Empowering Spring Boot Cache Management: Custom Solutions
Overcome the boundaries of Spring Boot Actuator’s cache management with custom solutions. Let’s dive into practical code snippets that exemplify various cache management endpoints. Each snippet serves a specific purpose, enabling you to fine-tune your cache management strategy.
For the below-mentioned endpoints, we have used two entity classes for request and response. You can refer to below code snippets for the same.
public class CacheEntry {
private Object key;
private Object value;
// Constructors
// Getters and setters
}The CacheEntry class is useful for operations like adding a new cache entry, retrieving a cache entry, and deleting the cache entry.
public class CacheResponse {
private Integer code;
private String message;
// Constructors
// Getters and setters
}The CacheResponse class is useful for sending responses to the end user.
1. Clearing All Caches
This endpoint clears all caches registered in the cache manager. It iterates through each cache name, clears the cache if it exists, and provides a response indicating the success or failure of the operation.
HTTP Method: DELETE
Endpoint: /all/clear
@DeleteMapping("/all/clear")
public ResponseEntity <CacheResponse> clearAllCaches() {
List <String> clearedCaches = new ArrayList <> ();
cacheManager.getCacheNames().forEach(cacheName - > {
Cache cache = cacheManager.getCache(cacheName);
if (cache != null) {
cache.clear();
clearedCaches.add(cacheName);
System.out.println("Cleared cache: " + cacheName);
}
});
if (!clearedCaches.isEmpty()) {
return ResponseEntity.ok(new CacheResponse(200, "All caches cleared successfully. Caches cleared: " + clearedCaches));
} else {
return ResponseEntity.status(HttpStatus.NOT_FOUND).body(new CacheResponse(404, "No caches found to clear"));
}
}
2. Clearing Individual Cache
This endpoint clears a specific cache by its name. Cache clear operation verifies if the cache exists, clears it, and provides a response accordingly.
HTTP Method: DELETE
Endpoint: /{cacheName}/clear
@DeleteMapping("/{cacheName}/clear")
public ResponseEntity <CacheResponse> clearIndividualCache(@PathVariable String cacheName) {
Cache cache = cacheManager.getCache(cacheName);
if (cache != null) {
cache.clear();
System.out.println("Cleared cache: " + cacheName);
return ResponseEntity.ok(new CacheResponse(200, cacheName + " cache cleared successfully"));
} else {
System.out.println("Cache not found: " + cacheName);
return ResponseEntity.status(HttpStatus.NOT_FOUND).body(new CacheResponse(404, cacheName + " cache not found"));
}
}
3. Clearing Cache Entry
This endpoint clears a specific cache entry within a cache. It checks for the validity of the entry key and provides responses based on success or failure.
HTTP Method: DELETE
Endpoint: /{cacheName}/clear/entry
@DeleteMapping("/{cacheName}/clear/entry")

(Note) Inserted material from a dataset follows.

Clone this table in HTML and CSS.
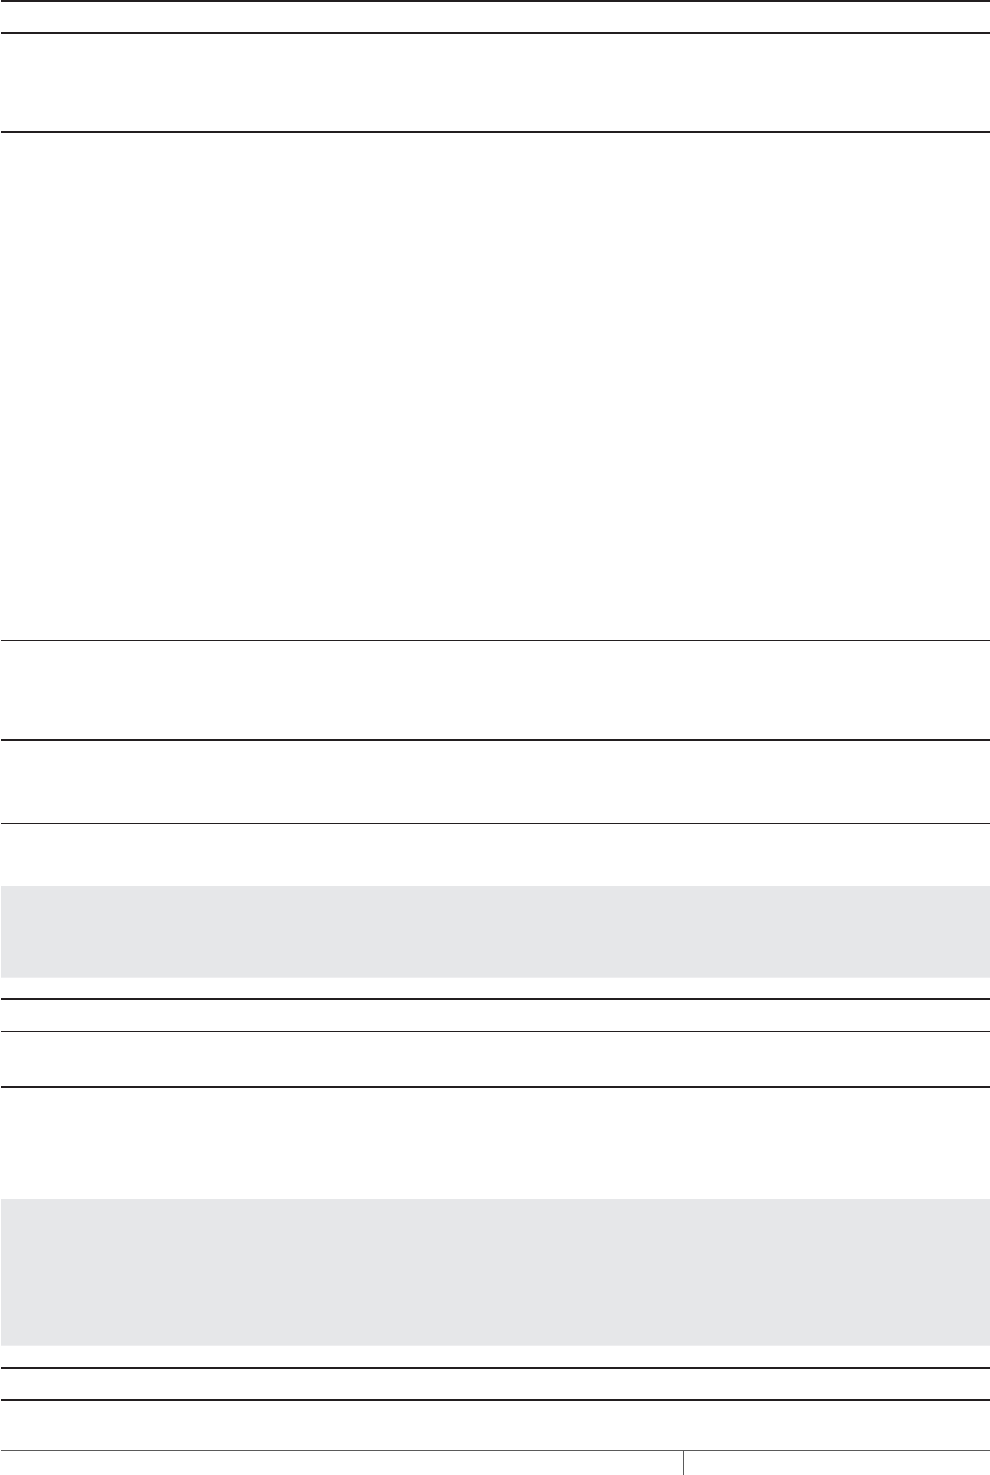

public ResponseEntity <CacheResponse> clearIndividualCacheEntry(@PathVariable String cacheName, @RequestBody CacheEntry entry) {
Cache cache = cacheManager.getCache(cacheName);
if (cache != null) {
if (entry != null && entry.getKey() != null) {
if (cache.evictIfPresent(entry.getKey())) {
System.out.println("Cleared cache entry in cache: " + cacheName);
return ResponseEntity.ok(new CacheResponse(200, "Cache entry cleared successfully"));
} else {
System.out.println("Cache entry not found in cache: " + cacheName);
return ResponseEntity.status(HttpStatus.NOT_FOUND).body(new CacheResponse(404, "Cache entry not found"));
}
} else {
System.out.println("Invalid cache entry request for " + cacheName + " cache. Request body should contain valid cache entry key.");
return ResponseEntity.badRequest().body(new CacheResponse(400, "Invalid cache entry request for " + cacheName + " cache. Request body should contain valid cache entry key."));
}
} else {
System.out.println("Cache not found: " + cacheName);
return ResponseEntity.status(HttpStatus.NOT_FOUND).body(new CacheResponse(404, cacheName + " cache not found"));
}
}Note: The data type of the key in the input request should match the data type of the key that you had used while storing the data in the cache or else it will result in a cache entry not found.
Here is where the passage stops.